Director: Hossein Amini; Screenwriter: Hossain Amini; Starring: Oscar Isaac, Kirsten Dunst, Viggo Mortensen, Daisy Bevan, David Warshofsky; Running time: 96 minutes; Certification: 12A

With his first directing gig (besides one short film), writer/director Hossein Amini has crafted himself a really stand-out piece of work.  Amini you may or may not know as the guy who wrote Drive, Nicholas Windin Refn’s sublime Ryan Gosling-starring thriller – a CV embellishment most would kill for.  The Two Faces Of January – adapted from the novel by Patricia Highsmith – only further a cements his strength in the genre, both in writing and now calling the shots.  A strong parallel exists between the two films in regards to pacing, plot development and character dynamics, in as much as there are three main players (one of them Oscar Isaac) riffing off each other, with the two men – Viggo Mortensen’s investment con artist and Isaac’s ambiguous stranger – gradually forming an untrust between one another, with Kirsten Dunst serving as the wife who plays catalyst to their squabbling.

The excellent performances elevate what could have been a fairly nuts-and-bolts, cat-and-mouse thriller.  The broiling chemistry between the three leads is, of course, in part due to good writing, but the real secret ingredient is how well Mortensen, Dunst and Isaac play off each other.  When Mortensen and Isaac on-screen together, particularly as their already fragile relationship grows more and more fractured, we’re treated to some wonderfully compelling exchanges and interplay.  I was reminded in parts of the scintillating chemistry between Brad Pitt and Casey Affleck in The Assassination Of Jesse James, a screen relationship I would cite as one of the best ever committed to film.  Mortensen and Isaac have a similar connection in the way they move together and share untrustworthy glances, always hiding, always suspicious.  It’s such a joy to watch talent run off the leash like this.

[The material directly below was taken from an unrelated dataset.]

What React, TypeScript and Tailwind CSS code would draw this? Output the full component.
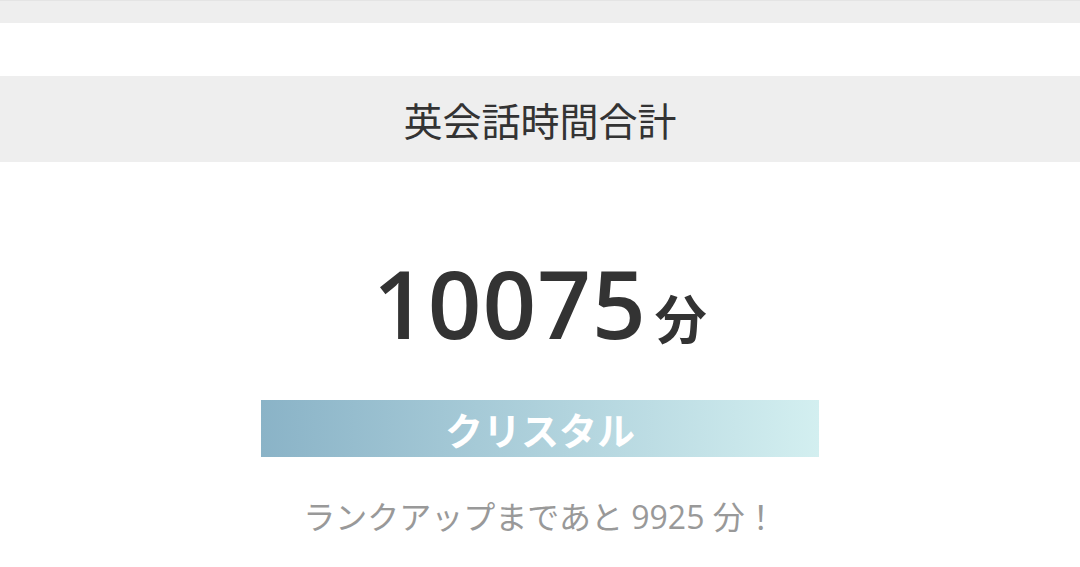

The gorgeous Greek setting serves as a beautiful, somewhat juxtaposing backdrop, but importantly never draws attention away from the story as would often be the case in this sort of film when caressed by lesser hands.  It’s not simply a case of, “I don’t care if it makes sense: let’s just set it on some sunny Greek island to make it all sleek and sexy for the viewer” – the setting, while undeniably gorgeous, actually serves a purpose in leading the plot into subversive twists and turns.

It’s a smart, exciting little thriller that keeps you gripped from minute one, proving along the way how effective the simplest set-up and story can be when told in the right way.  While we’re rewarded with a couple of action set-pieces, it’s all about character and subtlety rather than chases and gun fights – a trait of which this genre has lately been so starved.